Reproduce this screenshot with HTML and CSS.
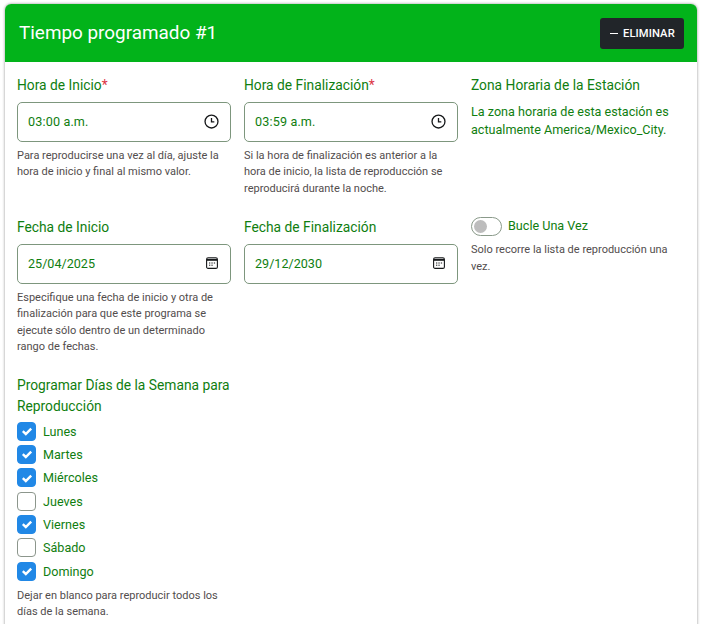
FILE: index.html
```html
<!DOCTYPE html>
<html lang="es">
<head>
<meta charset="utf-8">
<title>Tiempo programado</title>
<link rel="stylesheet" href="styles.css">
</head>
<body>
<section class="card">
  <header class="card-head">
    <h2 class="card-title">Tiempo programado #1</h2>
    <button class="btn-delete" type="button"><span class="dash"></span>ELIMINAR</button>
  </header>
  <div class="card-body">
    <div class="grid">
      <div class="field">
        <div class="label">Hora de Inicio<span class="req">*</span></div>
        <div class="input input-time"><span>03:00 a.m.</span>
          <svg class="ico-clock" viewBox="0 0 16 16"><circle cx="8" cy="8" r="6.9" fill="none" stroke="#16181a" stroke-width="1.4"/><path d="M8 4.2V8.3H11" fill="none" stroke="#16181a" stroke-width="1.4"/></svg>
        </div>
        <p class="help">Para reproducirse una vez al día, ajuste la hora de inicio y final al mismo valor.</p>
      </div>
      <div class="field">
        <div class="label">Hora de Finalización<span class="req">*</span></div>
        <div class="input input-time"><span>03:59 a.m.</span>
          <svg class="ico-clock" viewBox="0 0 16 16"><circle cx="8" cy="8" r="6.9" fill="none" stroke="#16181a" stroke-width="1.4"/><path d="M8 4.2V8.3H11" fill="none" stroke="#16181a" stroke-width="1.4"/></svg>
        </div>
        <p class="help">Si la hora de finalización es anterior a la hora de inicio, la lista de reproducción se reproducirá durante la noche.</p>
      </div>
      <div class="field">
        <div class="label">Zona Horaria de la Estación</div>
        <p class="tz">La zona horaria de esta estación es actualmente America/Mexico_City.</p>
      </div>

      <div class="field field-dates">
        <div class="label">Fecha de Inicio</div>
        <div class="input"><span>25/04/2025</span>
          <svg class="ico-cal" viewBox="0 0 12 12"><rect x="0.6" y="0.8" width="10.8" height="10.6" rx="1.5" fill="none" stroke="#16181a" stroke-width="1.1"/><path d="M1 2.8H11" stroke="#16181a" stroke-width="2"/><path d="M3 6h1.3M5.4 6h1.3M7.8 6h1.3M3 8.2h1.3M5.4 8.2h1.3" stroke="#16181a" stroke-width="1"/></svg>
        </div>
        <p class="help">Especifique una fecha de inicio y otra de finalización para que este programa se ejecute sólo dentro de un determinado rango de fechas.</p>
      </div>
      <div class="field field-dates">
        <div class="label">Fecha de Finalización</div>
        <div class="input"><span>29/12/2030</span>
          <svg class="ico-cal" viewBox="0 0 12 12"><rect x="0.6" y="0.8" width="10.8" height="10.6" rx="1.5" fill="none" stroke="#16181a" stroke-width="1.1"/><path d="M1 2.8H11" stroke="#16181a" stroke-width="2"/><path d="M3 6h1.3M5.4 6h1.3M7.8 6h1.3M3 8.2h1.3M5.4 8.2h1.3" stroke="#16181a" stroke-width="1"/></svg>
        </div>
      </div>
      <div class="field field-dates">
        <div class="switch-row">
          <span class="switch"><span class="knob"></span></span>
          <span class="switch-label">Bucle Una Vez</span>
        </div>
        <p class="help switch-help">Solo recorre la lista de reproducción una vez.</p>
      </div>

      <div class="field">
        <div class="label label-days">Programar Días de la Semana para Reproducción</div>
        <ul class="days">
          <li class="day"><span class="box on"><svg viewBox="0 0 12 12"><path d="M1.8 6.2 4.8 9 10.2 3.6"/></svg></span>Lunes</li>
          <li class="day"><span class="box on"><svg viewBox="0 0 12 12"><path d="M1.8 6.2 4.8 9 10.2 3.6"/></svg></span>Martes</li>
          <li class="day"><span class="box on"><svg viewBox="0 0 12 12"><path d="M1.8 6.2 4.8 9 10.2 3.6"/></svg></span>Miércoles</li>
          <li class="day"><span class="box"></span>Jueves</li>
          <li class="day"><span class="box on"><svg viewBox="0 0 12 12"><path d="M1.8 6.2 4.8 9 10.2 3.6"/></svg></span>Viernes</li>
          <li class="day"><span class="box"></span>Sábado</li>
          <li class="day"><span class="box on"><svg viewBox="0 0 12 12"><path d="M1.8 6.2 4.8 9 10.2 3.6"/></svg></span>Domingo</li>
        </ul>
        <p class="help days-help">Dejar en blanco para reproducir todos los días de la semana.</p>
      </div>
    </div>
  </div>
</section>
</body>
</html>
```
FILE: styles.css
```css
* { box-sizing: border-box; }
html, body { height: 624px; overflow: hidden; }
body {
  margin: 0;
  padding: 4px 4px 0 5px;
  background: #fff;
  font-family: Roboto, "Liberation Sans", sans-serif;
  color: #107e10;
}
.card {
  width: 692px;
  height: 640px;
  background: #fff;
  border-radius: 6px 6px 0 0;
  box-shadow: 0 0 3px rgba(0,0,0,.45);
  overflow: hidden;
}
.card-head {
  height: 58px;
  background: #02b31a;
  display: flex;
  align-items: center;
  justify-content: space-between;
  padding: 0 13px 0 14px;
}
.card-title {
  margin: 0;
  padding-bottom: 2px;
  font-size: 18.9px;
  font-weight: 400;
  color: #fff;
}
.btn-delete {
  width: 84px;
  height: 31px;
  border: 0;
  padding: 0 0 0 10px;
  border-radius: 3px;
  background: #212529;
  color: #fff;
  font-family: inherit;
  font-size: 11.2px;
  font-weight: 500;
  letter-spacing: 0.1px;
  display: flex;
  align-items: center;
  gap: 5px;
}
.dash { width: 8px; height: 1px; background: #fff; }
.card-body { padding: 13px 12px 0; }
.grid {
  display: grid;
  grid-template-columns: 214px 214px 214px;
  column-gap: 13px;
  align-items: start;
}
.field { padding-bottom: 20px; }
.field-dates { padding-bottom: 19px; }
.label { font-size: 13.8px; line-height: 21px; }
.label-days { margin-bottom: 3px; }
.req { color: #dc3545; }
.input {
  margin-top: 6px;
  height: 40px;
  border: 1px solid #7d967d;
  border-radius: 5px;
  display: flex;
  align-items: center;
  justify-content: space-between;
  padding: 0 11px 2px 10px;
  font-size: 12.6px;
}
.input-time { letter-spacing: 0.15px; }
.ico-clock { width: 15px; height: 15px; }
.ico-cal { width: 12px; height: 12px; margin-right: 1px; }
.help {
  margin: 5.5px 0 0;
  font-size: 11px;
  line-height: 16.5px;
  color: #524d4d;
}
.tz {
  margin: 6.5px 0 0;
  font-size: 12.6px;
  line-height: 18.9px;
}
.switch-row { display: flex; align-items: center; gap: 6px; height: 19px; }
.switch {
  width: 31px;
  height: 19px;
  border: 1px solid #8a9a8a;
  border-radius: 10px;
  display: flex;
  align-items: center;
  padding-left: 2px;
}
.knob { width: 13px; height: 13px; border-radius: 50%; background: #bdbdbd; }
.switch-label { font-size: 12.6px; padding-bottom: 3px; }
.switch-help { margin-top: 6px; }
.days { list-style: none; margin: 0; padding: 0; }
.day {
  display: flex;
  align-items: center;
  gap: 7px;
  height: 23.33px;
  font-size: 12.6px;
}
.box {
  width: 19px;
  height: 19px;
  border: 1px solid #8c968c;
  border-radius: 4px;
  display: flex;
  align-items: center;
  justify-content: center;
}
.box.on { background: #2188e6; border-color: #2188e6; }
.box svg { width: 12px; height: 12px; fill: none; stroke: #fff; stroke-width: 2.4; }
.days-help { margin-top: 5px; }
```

═══

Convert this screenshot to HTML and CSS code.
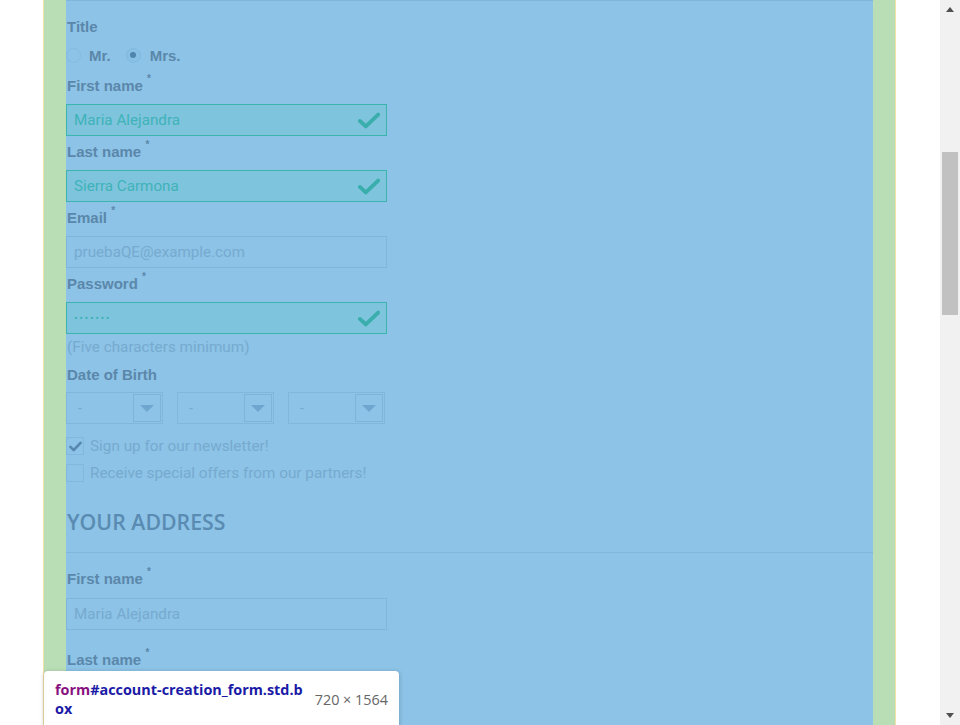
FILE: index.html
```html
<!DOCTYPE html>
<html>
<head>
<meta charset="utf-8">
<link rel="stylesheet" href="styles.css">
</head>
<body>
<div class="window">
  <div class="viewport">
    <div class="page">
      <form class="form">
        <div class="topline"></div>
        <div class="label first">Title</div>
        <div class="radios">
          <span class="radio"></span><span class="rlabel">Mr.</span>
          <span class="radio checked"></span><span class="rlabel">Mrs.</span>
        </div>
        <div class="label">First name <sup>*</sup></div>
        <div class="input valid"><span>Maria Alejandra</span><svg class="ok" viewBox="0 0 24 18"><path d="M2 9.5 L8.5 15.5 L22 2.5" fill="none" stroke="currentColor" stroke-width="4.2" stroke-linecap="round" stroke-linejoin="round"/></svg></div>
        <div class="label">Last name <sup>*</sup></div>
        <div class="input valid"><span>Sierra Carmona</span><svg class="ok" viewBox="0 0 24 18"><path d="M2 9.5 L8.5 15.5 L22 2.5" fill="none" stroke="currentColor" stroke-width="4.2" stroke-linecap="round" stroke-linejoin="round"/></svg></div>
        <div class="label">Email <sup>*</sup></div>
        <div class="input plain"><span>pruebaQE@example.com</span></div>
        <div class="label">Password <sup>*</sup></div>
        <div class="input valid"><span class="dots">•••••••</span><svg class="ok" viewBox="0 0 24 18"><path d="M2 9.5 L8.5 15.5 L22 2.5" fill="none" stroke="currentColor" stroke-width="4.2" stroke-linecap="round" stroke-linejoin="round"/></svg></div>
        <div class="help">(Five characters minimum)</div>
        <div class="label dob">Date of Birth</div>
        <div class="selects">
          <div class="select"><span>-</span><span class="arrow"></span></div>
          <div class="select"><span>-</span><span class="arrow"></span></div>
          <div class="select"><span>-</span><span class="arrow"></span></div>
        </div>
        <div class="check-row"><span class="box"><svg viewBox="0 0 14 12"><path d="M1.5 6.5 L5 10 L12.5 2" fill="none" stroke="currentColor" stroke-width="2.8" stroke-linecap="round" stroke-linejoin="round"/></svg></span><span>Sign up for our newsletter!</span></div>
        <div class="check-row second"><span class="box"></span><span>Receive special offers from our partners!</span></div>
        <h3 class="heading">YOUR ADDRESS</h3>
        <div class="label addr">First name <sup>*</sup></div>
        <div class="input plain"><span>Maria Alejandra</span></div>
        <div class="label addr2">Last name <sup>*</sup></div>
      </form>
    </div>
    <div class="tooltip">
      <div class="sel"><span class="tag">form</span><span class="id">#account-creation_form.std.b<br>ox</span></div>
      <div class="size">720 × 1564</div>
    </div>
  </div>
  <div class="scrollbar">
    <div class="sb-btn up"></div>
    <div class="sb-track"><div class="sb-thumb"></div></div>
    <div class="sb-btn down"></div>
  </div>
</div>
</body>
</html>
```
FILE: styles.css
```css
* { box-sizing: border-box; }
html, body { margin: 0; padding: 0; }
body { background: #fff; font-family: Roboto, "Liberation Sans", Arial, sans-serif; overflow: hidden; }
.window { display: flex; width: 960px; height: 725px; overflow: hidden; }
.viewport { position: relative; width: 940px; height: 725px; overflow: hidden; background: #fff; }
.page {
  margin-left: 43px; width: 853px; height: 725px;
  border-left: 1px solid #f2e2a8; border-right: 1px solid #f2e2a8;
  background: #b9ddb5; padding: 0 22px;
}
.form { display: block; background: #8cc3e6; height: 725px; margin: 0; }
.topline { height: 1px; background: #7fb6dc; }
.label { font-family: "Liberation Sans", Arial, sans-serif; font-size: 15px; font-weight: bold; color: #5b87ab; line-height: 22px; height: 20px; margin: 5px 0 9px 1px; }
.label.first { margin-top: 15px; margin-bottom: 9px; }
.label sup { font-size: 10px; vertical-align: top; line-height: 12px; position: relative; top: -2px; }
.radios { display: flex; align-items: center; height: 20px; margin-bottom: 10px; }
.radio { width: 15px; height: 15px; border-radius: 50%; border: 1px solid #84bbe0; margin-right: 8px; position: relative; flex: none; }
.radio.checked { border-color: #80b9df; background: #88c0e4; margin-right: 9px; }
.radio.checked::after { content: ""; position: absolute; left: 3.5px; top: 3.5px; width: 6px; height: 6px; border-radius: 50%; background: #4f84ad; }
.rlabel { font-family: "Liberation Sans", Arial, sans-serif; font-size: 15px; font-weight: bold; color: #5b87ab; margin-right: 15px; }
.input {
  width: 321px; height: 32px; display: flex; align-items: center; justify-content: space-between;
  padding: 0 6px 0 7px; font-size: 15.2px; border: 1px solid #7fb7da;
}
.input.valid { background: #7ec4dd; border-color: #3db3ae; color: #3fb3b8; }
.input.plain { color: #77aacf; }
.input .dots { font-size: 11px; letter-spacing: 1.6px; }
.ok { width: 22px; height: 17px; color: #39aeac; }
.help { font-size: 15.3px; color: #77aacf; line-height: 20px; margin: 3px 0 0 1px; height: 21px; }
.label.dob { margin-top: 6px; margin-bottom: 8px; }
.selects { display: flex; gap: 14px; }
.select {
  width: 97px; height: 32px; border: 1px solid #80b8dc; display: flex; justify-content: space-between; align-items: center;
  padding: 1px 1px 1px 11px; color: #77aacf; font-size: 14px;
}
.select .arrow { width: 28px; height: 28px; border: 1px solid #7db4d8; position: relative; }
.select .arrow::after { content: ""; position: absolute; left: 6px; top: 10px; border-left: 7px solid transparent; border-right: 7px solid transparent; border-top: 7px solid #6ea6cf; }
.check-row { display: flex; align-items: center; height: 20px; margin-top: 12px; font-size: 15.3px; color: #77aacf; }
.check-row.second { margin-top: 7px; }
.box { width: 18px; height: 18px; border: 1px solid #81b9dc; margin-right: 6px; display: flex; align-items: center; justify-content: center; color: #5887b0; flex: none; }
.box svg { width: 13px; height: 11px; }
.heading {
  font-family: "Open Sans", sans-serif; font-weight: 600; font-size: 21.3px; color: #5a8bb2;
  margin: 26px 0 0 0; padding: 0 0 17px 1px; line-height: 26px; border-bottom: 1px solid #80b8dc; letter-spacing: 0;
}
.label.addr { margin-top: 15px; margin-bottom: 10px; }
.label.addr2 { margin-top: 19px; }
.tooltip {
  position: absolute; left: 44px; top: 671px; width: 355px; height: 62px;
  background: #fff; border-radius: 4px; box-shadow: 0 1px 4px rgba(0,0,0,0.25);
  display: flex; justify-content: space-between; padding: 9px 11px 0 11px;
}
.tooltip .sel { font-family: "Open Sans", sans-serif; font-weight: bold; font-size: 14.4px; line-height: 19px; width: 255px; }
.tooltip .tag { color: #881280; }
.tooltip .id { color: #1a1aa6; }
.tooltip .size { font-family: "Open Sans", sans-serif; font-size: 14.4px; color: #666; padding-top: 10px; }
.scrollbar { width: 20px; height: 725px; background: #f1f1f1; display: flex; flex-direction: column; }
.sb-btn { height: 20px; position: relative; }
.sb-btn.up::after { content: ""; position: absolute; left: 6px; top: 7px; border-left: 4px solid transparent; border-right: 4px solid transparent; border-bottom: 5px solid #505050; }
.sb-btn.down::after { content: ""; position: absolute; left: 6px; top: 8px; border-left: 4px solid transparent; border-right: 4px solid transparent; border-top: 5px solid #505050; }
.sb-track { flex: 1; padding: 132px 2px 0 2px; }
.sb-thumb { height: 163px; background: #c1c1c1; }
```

═══

Task to complete
Gather each line that holds "screenshot".

Problem solution
Reproduce this screenshot with HTML and CSS.
Convert this screenshot to HTML and CSS code.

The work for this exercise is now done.